One of the nation's largest convention centers has officially begun a $3.7 billion overhaul that backers hope will make downtown Dallas a bigger player in the increasingly competitive U.S. convention business.
Once construction is completed — not only expanding the Kay Bailey Hutchison Convention Center to 2.5 million square feet but also adding plenty of smaller rooms for group meetings — Dallas will have a "two-piston engine" to double the size of its convention business, said Craig Davis, president and CEO of the city's marketing group Visit Dallas.
The improvements come as other cities do more to lure convention business. The stakes are high: Visit Dallas already booked 43 conventions for the new center earlier this year, resulting in a total economic impact of more than $1 billion. For comparison, the 2024 Super Bowl in Las Vegas also generated an economic impact of about $1 billion.
Recent convention center renovations and expansions across the country led to a significant lift in group demand for hotel rooms compared with the previous year. Group hotel demand over the past year in downtown Seattle rose 18.2%, the nation's highest, after completing a multibillion-dollar addition at the Seattle Convention Center that doubled its size, according to Northstar Meetings Group.
The size of a convention center is only a small part of the decision when meeting and convention planners choose a venue, Davis said. Finding a venue with enough exhibit space and having a high ratio of those areas to individual meeting and ballroom space is an even bigger driver of the decision, Davis added. The renovation will take the Dallas center to 430,000 square feet of individual meeting and ballroom space after the expansion from 160,000 square feet, marking a "game changer," Davis told CoStar News.
"The ability to have groups meet in individual learning sessions and plenary sessions distinguishes us and brings us up into the top five convention centers in the country," he said.
More Nearby Hotels
The new and expanded Kay Bailey Hutchison Convention Center will take the aging multibuilding site developed between 1957 and the early 2000s and reorient it from east to west to align from north to south. The plans will free up 21 acres the city is expected to lease to developers to build hotels, apartments and amenities, including more walkable hotels in a city not known for its friendliness to pedestrians.
Dallas has 35,600 hotel rooms, but only 10 walkable hotels to the convention center, Davis said.
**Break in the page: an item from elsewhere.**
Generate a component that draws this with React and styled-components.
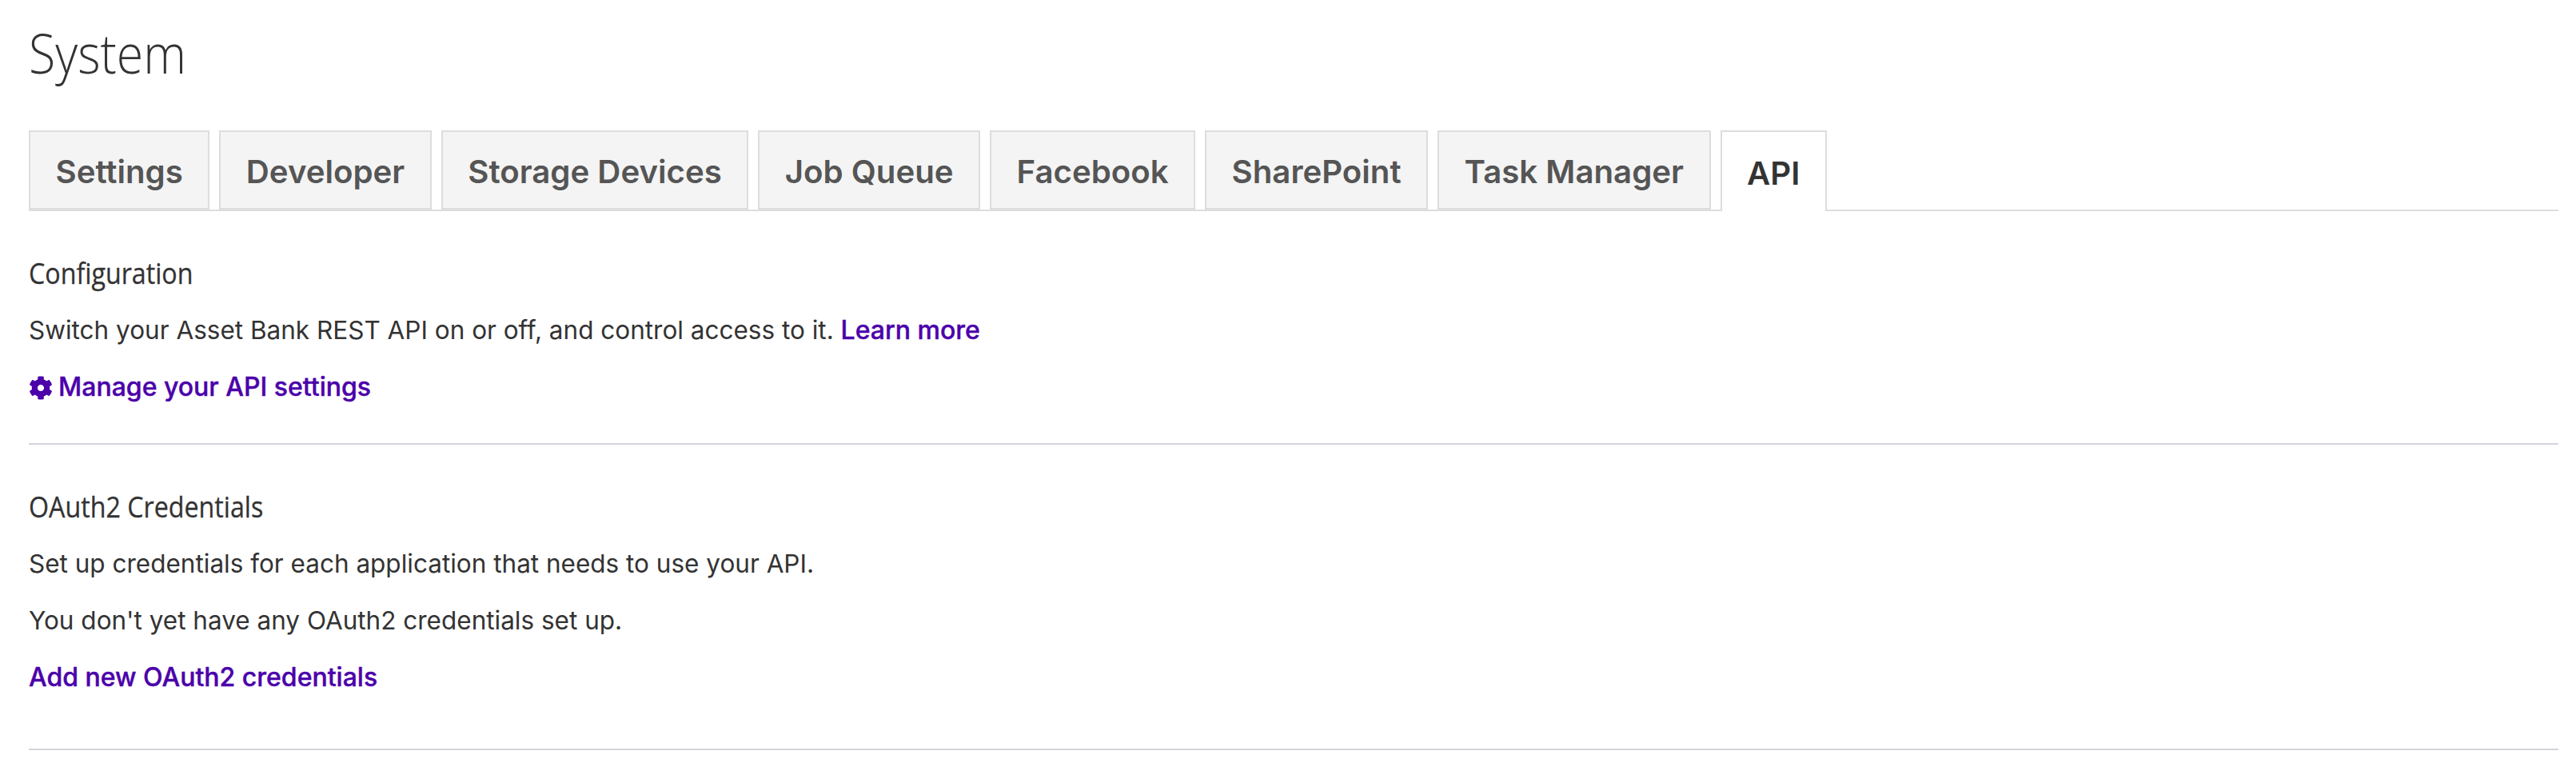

The city hosts big events that need hotel rooms, such as the Alpha Kappa Alpha sorority biennial national convention expected to bring about 28,000 people to downtown, he said.
City leaders held a ceremonial groundbreaking for the new Dallas convention center last week, marking the beginning of a yearslong project that voters approved in November 2022. Construction is expected to be complete between 2028 and 2029.
Plans include transforming the convention center's current five separate buildings into one cohesive convention center meant to anchor a larger neighborhood.
The new convention center will have a 2:1 ratio for exhibit space to breakout and ballroom space, making it a top contender for big business, Davis said.
The convention center also will have outdoor event terraces offering views of the Trinity River and the city's downtown skyline.
The development group overseeing the project, Inspire Dallas, recently issued a request for proposals from architects and engineers for the project.
Boosting Tourism
"The revitalization of this convention center is precisely what this corner of downtown Dallas needs," Dallas Mayor Eric Johnson said during the groundbreaking ceremony. "Connection begins with transformative projects like this one."
Johnson said he expects the project to fuel new residential and retail development, as well as boost tourism in Dallas.
The convention center is designed to anchor a larger district in downtown Dallas and connect to the surrounding areas, such as the nearby Cedars neighborhood and the planned Rail district, to the city's urban core. The city plans to develop atop Interstate 30 to connect the center to the southern Cedars neighborhood.
The parking lots surrounding the convention center are expected to be developed as part of the plans to reorient the massive building to face Lamar Street.
"The moat is being covered and the walls are coming down," Dallas developer Jack Matthews, who is part of Inspire Dallas, the group behind the convention center development, said during the groundbreaking ceremony.
Matthews has developed much of the Cedars neighborhood and was the lead developer behind the Omni Dallas Hotel that is attached to the current convention center.
Inspire Dallas includes Matthews Southwest, Kaizen Development Partners, Azteca Enterprises and nearly 30 subcontractors.